In the listing that follows, count each line where the word "styles" appears; write nothing but the count.

**Supplied information**.
::::::
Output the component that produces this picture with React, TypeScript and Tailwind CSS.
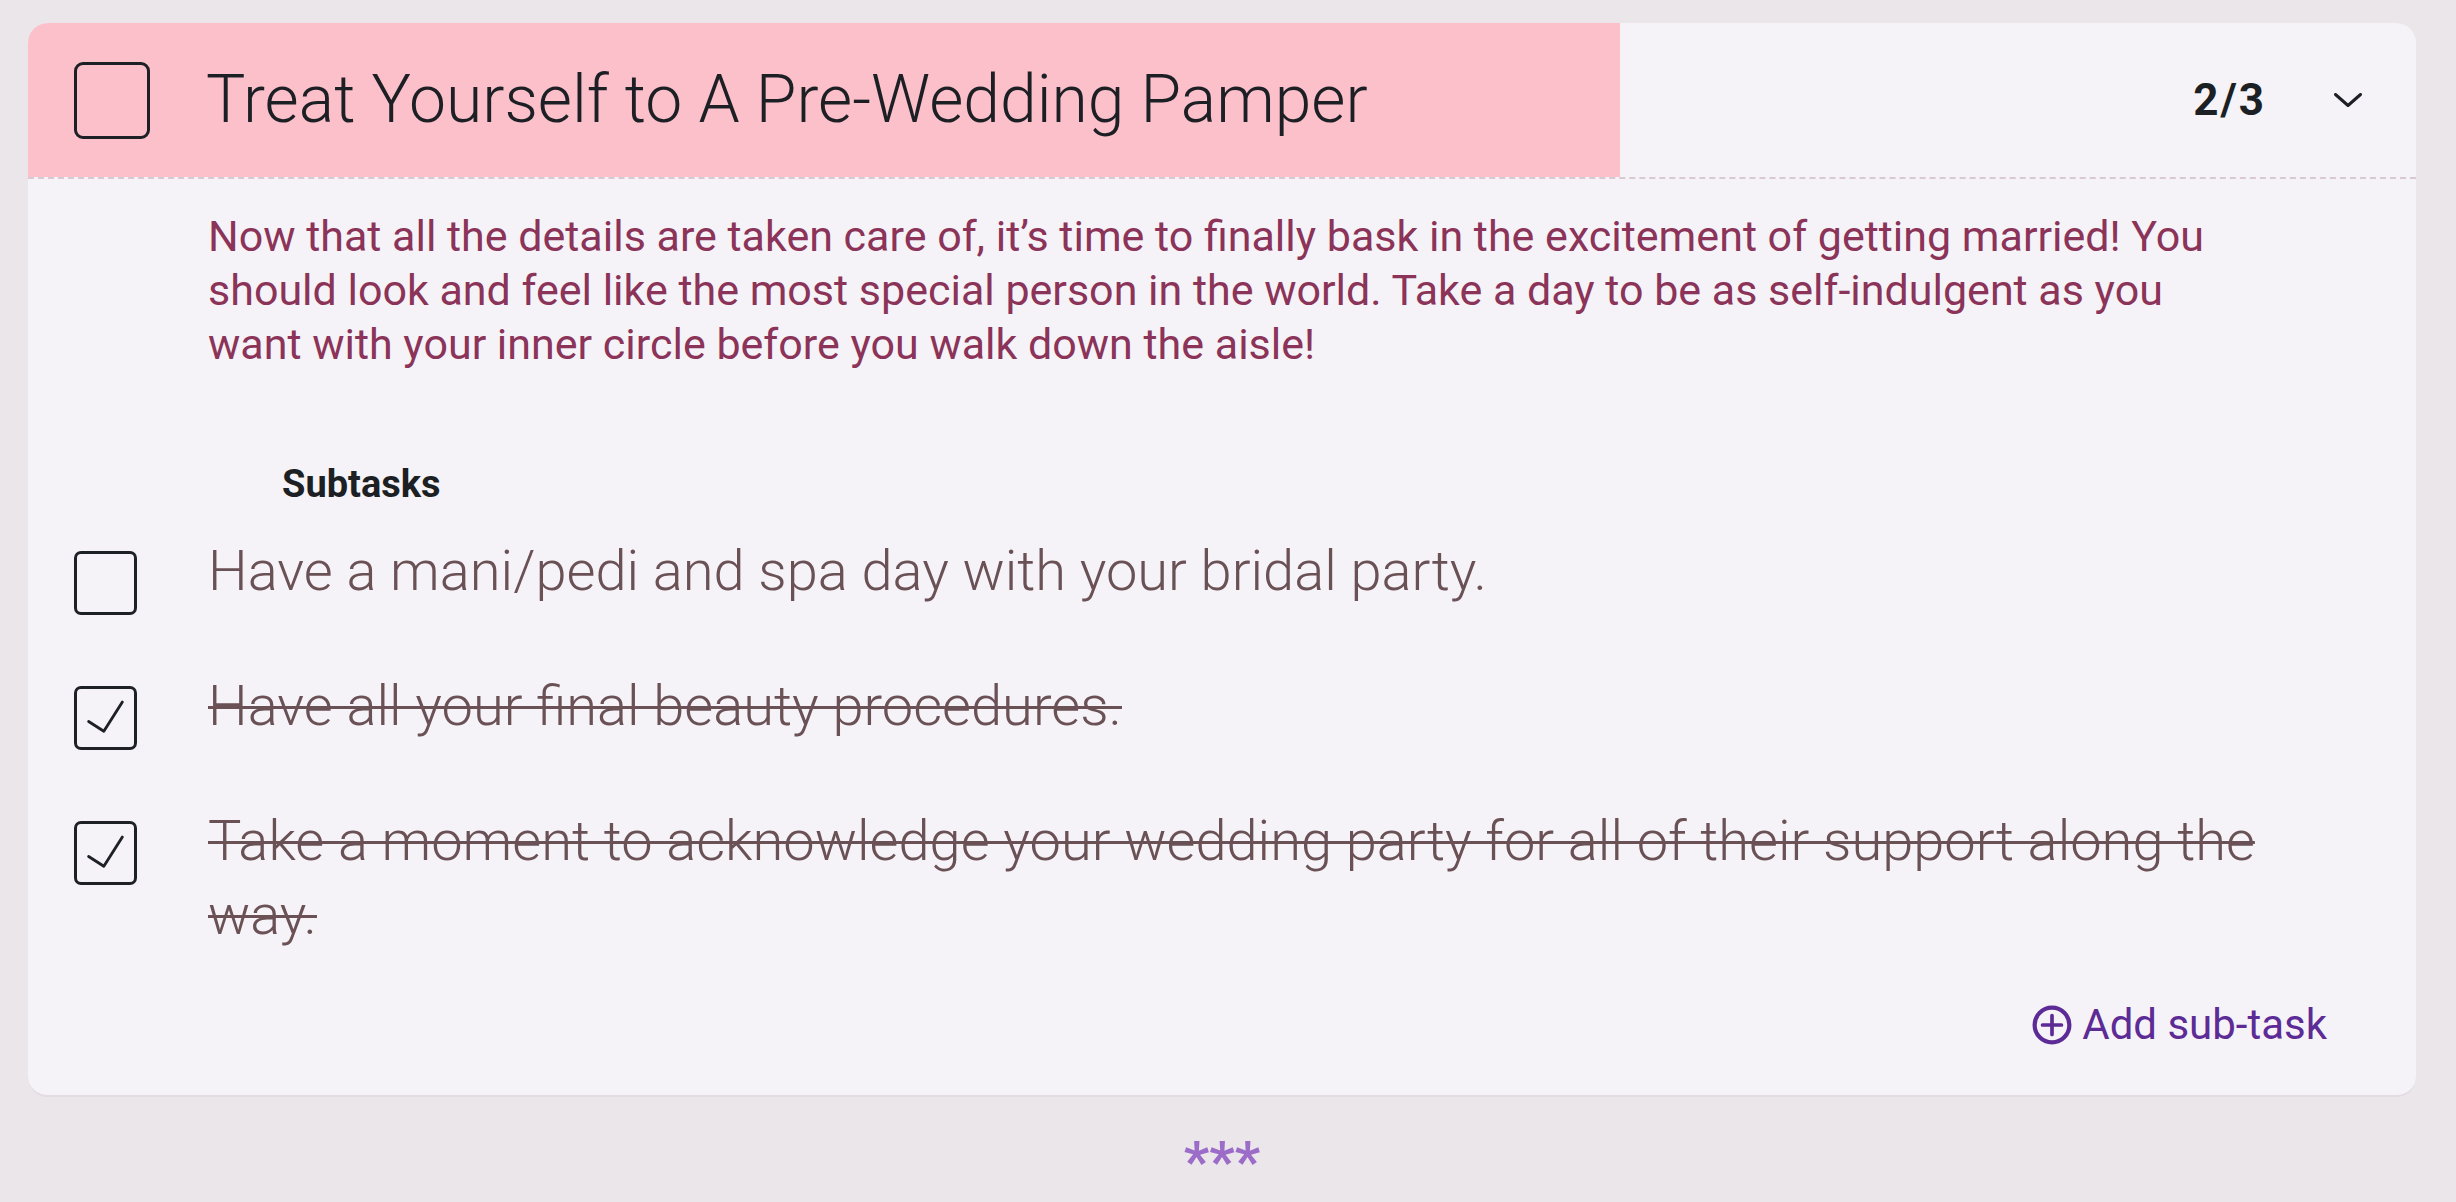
::::::
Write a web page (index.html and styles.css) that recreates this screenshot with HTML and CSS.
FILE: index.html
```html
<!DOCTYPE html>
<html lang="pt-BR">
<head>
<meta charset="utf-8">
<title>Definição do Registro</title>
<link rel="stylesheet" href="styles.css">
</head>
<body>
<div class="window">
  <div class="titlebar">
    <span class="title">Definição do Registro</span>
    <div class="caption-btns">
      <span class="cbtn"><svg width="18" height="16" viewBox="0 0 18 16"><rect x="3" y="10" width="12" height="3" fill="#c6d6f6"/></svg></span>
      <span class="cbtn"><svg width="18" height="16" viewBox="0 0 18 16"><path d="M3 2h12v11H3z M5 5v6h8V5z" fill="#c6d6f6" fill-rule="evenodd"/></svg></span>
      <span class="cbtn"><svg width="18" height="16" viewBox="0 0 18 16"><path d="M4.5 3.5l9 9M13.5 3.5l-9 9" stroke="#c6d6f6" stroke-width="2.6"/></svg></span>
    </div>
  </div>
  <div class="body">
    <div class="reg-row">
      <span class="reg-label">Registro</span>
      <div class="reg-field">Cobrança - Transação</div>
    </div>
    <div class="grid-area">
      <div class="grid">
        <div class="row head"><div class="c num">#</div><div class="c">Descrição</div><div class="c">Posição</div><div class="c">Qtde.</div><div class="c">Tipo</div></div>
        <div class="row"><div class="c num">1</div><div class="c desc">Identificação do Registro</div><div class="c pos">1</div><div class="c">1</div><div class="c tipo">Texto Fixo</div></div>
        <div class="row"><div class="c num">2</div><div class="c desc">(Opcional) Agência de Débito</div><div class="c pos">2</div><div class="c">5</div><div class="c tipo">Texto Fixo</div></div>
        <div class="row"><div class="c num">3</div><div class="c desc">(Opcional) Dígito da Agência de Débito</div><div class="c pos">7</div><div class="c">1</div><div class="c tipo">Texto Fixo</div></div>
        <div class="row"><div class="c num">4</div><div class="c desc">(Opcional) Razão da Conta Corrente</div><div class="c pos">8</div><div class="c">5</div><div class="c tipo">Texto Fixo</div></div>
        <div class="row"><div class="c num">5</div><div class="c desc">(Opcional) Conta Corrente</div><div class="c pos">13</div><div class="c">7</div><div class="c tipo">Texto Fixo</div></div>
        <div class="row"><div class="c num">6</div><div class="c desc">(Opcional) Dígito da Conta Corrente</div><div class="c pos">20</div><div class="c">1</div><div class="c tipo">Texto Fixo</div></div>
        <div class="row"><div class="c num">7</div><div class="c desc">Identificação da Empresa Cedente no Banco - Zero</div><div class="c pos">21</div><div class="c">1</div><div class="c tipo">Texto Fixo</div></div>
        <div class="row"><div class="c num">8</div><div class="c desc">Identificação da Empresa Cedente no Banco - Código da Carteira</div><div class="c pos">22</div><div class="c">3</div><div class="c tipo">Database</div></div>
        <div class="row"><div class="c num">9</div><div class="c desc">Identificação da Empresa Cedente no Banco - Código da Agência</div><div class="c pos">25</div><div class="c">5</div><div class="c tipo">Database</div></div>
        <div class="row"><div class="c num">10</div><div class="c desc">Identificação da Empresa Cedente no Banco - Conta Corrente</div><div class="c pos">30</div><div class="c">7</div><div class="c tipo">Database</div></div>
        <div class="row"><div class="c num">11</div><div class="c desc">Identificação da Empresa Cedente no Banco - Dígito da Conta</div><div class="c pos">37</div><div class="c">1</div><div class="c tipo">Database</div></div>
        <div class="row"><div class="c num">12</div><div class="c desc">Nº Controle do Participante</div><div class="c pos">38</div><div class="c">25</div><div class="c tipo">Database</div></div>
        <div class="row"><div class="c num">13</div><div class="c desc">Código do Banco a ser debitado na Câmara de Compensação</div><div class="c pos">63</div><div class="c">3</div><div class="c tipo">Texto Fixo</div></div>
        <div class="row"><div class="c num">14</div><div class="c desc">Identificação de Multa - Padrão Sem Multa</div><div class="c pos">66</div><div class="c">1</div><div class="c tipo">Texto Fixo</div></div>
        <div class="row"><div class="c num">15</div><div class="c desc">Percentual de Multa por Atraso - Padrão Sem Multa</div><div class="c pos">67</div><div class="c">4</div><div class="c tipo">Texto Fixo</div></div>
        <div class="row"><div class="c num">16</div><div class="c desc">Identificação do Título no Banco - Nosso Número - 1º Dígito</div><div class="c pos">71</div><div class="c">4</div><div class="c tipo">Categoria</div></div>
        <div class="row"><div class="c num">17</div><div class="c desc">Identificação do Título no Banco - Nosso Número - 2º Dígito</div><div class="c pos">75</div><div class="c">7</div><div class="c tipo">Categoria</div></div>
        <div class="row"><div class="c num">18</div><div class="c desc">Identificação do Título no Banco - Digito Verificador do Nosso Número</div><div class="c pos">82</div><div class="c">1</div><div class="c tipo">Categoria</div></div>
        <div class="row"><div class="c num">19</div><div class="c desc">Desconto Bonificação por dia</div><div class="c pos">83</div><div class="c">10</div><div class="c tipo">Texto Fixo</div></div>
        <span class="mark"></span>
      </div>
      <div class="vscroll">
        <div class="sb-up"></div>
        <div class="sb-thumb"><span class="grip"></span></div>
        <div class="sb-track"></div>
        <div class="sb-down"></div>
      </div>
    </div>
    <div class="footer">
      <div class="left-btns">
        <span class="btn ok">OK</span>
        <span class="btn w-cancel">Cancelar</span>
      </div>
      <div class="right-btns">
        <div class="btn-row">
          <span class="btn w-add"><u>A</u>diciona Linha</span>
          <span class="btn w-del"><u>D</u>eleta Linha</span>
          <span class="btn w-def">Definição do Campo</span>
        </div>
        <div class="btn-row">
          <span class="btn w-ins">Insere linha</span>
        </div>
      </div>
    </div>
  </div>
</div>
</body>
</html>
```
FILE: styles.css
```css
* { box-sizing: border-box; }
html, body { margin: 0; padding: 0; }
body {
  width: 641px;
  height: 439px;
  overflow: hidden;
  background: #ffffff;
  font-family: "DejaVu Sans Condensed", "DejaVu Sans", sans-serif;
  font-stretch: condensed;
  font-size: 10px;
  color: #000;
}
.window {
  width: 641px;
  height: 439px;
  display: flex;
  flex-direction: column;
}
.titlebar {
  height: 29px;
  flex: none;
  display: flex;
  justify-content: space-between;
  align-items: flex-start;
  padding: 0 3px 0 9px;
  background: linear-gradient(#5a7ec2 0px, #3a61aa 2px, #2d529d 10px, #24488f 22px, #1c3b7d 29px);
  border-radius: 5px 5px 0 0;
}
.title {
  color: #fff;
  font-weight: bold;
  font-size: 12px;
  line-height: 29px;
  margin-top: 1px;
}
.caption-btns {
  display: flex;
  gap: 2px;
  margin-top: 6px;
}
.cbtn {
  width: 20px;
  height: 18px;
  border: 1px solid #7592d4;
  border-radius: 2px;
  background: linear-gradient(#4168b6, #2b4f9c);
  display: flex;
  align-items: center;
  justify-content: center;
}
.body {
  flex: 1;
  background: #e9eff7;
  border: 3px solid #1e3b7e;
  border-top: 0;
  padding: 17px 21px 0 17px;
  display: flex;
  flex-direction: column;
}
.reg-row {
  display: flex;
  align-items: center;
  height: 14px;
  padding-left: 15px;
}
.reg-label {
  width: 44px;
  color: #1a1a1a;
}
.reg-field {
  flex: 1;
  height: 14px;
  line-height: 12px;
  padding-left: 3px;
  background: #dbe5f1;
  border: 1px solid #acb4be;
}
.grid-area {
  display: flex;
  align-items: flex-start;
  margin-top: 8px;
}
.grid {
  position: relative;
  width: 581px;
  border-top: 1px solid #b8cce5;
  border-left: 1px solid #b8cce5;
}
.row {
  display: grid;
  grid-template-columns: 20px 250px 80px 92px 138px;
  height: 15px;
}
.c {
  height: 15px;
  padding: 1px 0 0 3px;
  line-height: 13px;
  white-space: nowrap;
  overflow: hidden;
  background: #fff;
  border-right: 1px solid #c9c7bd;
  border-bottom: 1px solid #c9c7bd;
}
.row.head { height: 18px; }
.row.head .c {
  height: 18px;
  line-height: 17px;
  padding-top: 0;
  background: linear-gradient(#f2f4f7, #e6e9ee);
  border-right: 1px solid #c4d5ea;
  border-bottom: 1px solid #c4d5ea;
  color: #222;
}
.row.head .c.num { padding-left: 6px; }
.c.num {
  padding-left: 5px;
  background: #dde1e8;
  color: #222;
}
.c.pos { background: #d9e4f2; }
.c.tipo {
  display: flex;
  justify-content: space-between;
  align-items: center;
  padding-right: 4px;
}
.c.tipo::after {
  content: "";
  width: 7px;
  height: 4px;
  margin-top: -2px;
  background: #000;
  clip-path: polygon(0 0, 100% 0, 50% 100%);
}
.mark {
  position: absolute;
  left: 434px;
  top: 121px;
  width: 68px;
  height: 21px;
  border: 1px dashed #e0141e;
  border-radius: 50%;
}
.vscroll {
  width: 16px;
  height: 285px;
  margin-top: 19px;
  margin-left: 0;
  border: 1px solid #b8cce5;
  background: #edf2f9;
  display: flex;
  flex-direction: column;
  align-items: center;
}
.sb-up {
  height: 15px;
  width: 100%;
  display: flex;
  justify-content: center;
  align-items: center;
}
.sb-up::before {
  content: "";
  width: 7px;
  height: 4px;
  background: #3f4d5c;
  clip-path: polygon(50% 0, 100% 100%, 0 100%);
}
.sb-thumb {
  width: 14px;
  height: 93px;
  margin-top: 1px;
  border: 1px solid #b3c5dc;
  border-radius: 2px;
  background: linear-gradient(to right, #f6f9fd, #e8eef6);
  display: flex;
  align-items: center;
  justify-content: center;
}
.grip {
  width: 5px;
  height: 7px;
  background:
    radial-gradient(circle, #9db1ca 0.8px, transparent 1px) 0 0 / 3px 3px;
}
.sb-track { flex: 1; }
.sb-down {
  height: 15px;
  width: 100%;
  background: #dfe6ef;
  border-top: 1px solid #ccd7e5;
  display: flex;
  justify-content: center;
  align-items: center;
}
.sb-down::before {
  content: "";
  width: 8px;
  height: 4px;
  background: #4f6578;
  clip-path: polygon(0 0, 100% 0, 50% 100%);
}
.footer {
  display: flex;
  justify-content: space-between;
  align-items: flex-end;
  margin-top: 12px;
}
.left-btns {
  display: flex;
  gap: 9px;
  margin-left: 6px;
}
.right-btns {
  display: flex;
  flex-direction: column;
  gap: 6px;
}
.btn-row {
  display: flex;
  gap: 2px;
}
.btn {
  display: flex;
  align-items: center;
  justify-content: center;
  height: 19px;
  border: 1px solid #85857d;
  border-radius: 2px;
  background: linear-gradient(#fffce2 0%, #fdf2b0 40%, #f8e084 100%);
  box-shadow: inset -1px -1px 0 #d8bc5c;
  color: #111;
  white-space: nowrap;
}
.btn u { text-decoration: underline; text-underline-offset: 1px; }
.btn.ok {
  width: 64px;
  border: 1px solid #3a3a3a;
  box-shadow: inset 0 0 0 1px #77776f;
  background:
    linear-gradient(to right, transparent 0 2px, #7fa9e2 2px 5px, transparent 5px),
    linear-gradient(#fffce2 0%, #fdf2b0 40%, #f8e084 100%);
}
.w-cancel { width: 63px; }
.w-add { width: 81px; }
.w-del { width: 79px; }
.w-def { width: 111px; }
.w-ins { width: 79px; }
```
::::::
**Result of this exercise**.
3